Recovery of ultrafine scheelite particles by magnetic seeding flocculation and its mechanism

Abstract

Froth flotation has been proven to be the most efficient mineral processing technology for fine particles. However, it cannot be applied to processing ultrafine particles, especially ultrafine scheelite with sizes of −10 µm, thereby wasting a lot of tungsten resources. In this study, positively-charged and hydrophobic magnetic seeds were fabricated and employed instead of bubbles to capture ultrafine scheelite particles, significantly improving the recovery of the ultrafine particles via magnetic separation. Here, a novel surfactant, lead complexes with benzohydroxamic acid (Pb–BHA), were developed to modify the magnetite. The zeta potential, Fourier-transform infrared (FT–IR) spectroscopy and surface hydrophobicity measurements indicated that Pb–BHA was adsorbed on the magnetite surface, inducing a positively-charged hydrophobic surface. Ultrafine scheelite (−10 µm) was treated with sodium oleate (NaOL) to impart it with negative charges and surface hydrophobicity.

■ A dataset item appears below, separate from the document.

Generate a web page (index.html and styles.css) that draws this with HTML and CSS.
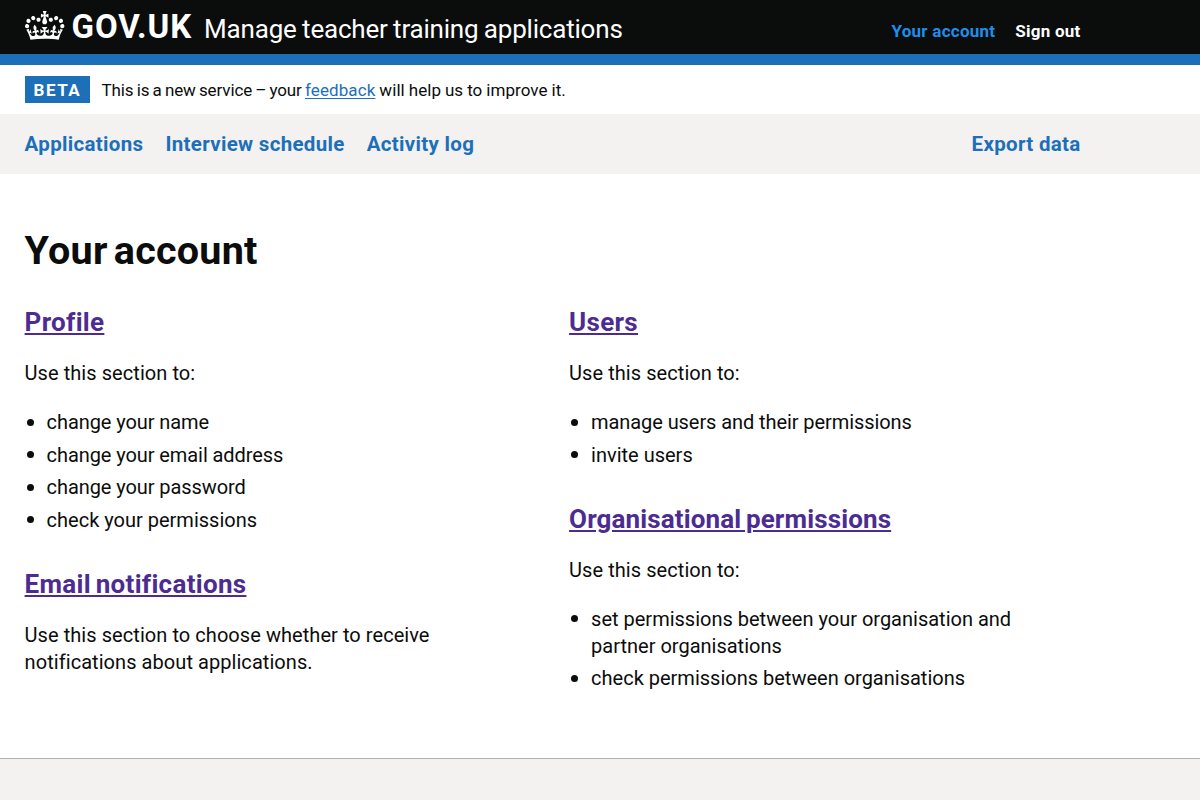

The flocculation of magnetite and scheelite is directly observable via scanning electron microscopy (SEM). The extended Derjaguin–Landau–Verwey–Overbeek (EDLVO) theory was applied to analyse the mutual attraction of two kinds of particles, and the calculation results demonstrated that they aggregated mainly through electrostatic and hydrophobic interactions. This technology affords an alternative solution for processing ultrafine valuable particles.